3 thoughts on “Intersecting Oppressions at an Intersection in New York City

  1. After watching Lavrene Cox’s video I was appalled to what some of her interactions with other civilians are on a day to day basis. I do not know what I would do if someone came up to me and debated if I was the n word or the b word on the street in front of public I would be humiliated. Yet, Laverene is a strong independent women who experiences theses events daily. To her it’s normal. But we need to think, is it really fair for her to be harassed just walking to the grocery store, while someone like me can walk anywhere or go to the bathroom without being harassed or questioned. It is not fair that some have privilege to freedom, while others are limited to it. Living in a Western society, we are suppose to be living in a world of freedom, where we can make our own decisions.
    I could imagine being a black transgender women in a western society may be tough , although instead of hiding away from harassment and judgment from people, Laverne has the courage to speak her mind , and speak up for transgender women. Of course it may be hard for people to comply with her as she is speaking from an upper class, as you said her speaking from a personal place makes it difficult for her to directly address her privledge as an able-bodies of the upper class. I totally agree with this statement as well as your next few statements. The breakthrough of having transgender women on shows such as orange is the new black is huge in the TV industry. You would have never seen a black transgender women on television twenty years ago. Yet instead of taking the fame to her head, Laverne is allowing her fame raise awareness to the discrimination put of the LGTBQ community.

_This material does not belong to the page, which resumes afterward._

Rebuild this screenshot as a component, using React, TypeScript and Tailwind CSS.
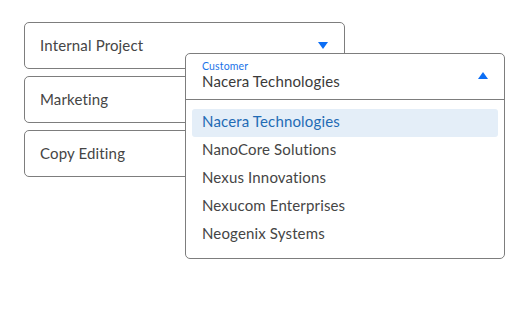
import React from "react";

const Tri = ({ up }: { up?: boolean }) => (
  <svg width="10" height="7" viewBox="0 0 10 7" className="block">
    {up ? <path d="M0 7 L5 0 L10 7 Z" fill="#0b6ef5" /> : <path d="M0 0 L10 0 L5 7 Z" fill="#0b6ef5" />}
  </svg>
);

export default function App() {
  const items = ["Nacera Technologies", "NanoCore Solutions", "Nexus Innovations", "Nexucom Enterprises", "Neogenix Systems"];
  return (
    <div className="relative w-[526px] h-[323px] bg-white tracking-[0.15px]" style={{ fontFamily: "Lato, 'Noto Sans', sans-serif" }}>
      <div className="pt-[22px] pl-[24px] flex flex-col gap-[7px] w-[345px]">
        <div className="h-[47px] border border-[#7d7d7d] rounded-[5px] flex items-center justify-between pl-[15px] pr-[16px] text-[15px] text-[#454545]">
          <span>Internal Project</span>
          <Tri />
        </div>
        <div className="h-[47px] border border-[#7d7d7d] rounded-[5px] flex items-center pl-[15px] text-[15px] text-[#454545]">
          <span>Marketing</span>
        </div>
        <div className="h-[47px] border border-[#7d7d7d] rounded-[5px] flex items-center pl-[15px] text-[15px] text-[#454545]">
          <span>Copy Editing</span>
        </div>
      </div>
      <div className="absolute left-[185px] top-[53px] w-[320px] h-[206px] border border-[#7d7d7d] rounded-[5px] bg-white flex flex-col">
        <div className="h-[46px] border-b border-[#7d7d7d] flex items-start justify-between pl-[16px] pr-[16px]">
          <div className="flex flex-col pt-[6px]">
            <span className="text-[10.5px] leading-[12px] text-[#1a73e8]">Customer</span>
            <span className="text-[15px] leading-[18px] text-[#3a3a3a]">Nacera Technologies</span>
          </div>
          <div className="pt-[18px]">
            <Tri up />
          </div>
        </div>
        <div className="px-[6px] pt-[9px] flex flex-col">
          {items.map((it, i) => (
            <div
              key={it}
              className={
                i === 0
                  ? "h-[28px] rounded-[3px] bg-[#e4eef8] text-[#1f6bb5] flex items-center pl-[10px] pb-[3px] text-[15px]"
                  : "h-[28px] flex items-center pl-[10px] pb-[3px] text-[15px] text-[#454545]"
              }
            >
              {it}
            </div>
          ))}
        </div>
      </div>
    </div>
  );
}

I agree that she kept it inclusive enough to rmain personal, rather than speaking on behalf of groups that she cannot identify with. This is important step for Laverne. As if she were to speak for those who she does not identify with she may create problems in the LTGBQ and her message or awareness of discrimination against these minorities would not be as powerful.
    You also prove a good point that with more awareness or speeches like this will address the intersecting nature of oppressions from a more complex and challenging angle. I hope that more awareness of discrimination against LGTBQ communities reaches the majority of the public. With this, we may see a change in the way we act towards this minority group, and in turn see equality among everyone no matter ones sexual orientation.


  2. As I was reading, I noticed that your post has helped improve my understanding of this topic. I liked how you said that Laverne Cox effectively managed to address her audience regarding the harassment that she has faced in an intersectional way. While her experiences may be given a different merit based on her position within popular media, it’s a very important issue to address, and I feel as if her fame and her urge to address these issues is very important. I believe that she is someone who is a deserving role model, and is working to use the power that she possesses to create positive changes within the world.
    You mentioned how the two harassers in the incident that Laverne mentions could not settle on a word that fit their comfort level. I find this to be so infuriating. Those of us who are extremely privileged should not find something to increase our comfort level at the expense of others, but should instead seek to act in a way that will not leave those at a disadvantage feeling uncomfortable. Otherwise the privileged are exploiting the power they are given at the sake of others.
    I also enjoyed how you pointed out that they feel as if they have the right to express their opinions and pass judgement on her body, as I had not considered it in that way before.
    The way in which Laverne tries to justify the discrimination she faces is also a very important step – she is not excuses what she experiences or trying to blame anyone, but is trying to understand where these things come from and the underlying issues that contribute to larger issues in modern society. I found that her explanation touched upon our colonial roots and the effect that it had, as well as the power systems that allowed such monstrosities to happen in the past and to continue happening presently. I find this to be very important, as it really puts the issues into context and does not simply blame one person or group of people, but includes other people and the chain of events as well as the ripple effect that occurred as a result.
    I agree with your statement that she presented it all in an inclusive way, and that is such an important thing in order to really get conversation going and to incorporate many people on common, if slightly different, issues.

    Overall I really enjoyed it! I can’t wait to read your next blog!



  3. I really agree that those men’s behavior came from a place of cisgender privilege because as LGBTQ people is still a minority among the society, people who are in the majority group, especially those who are not educated, will take it for granted that they have the rights to harass and discriminate LGBTQ people because they are being “abnormal”. And they don’t have to worry about any punishment and criticize because it’s obvious most of the people in society is cisgender.

    I really love your opinion that “rather than trying to approach this topic from a stop oppression standpoint, she approaches it from a place that urges people everywhere to start justice”. There are too many examples indicating that people who struggled for equality endured lots of pain as a result. The oppression is never easy to stop merely by the struggle from LGBTQ people, however, if the majority people’s awareness of justice is raised, it would be much easier to gain rights for LGBTQ people. Therefore, its really smart for Laverne to do so.

    I also agree that Laverne “didn’t take advantage of her exposure for bigger picture issues and perspectives” because she as a privileged people herself – being a celebrity, she cannot cover all the bases as a normal people. However, the motivation of her speech really helps to tackle the issue since it is because of her popularity, that the topic of equality for LGBTQ people is able to attract more people’s attention.

    Your article really helped me to look deeper in this issue! Great job!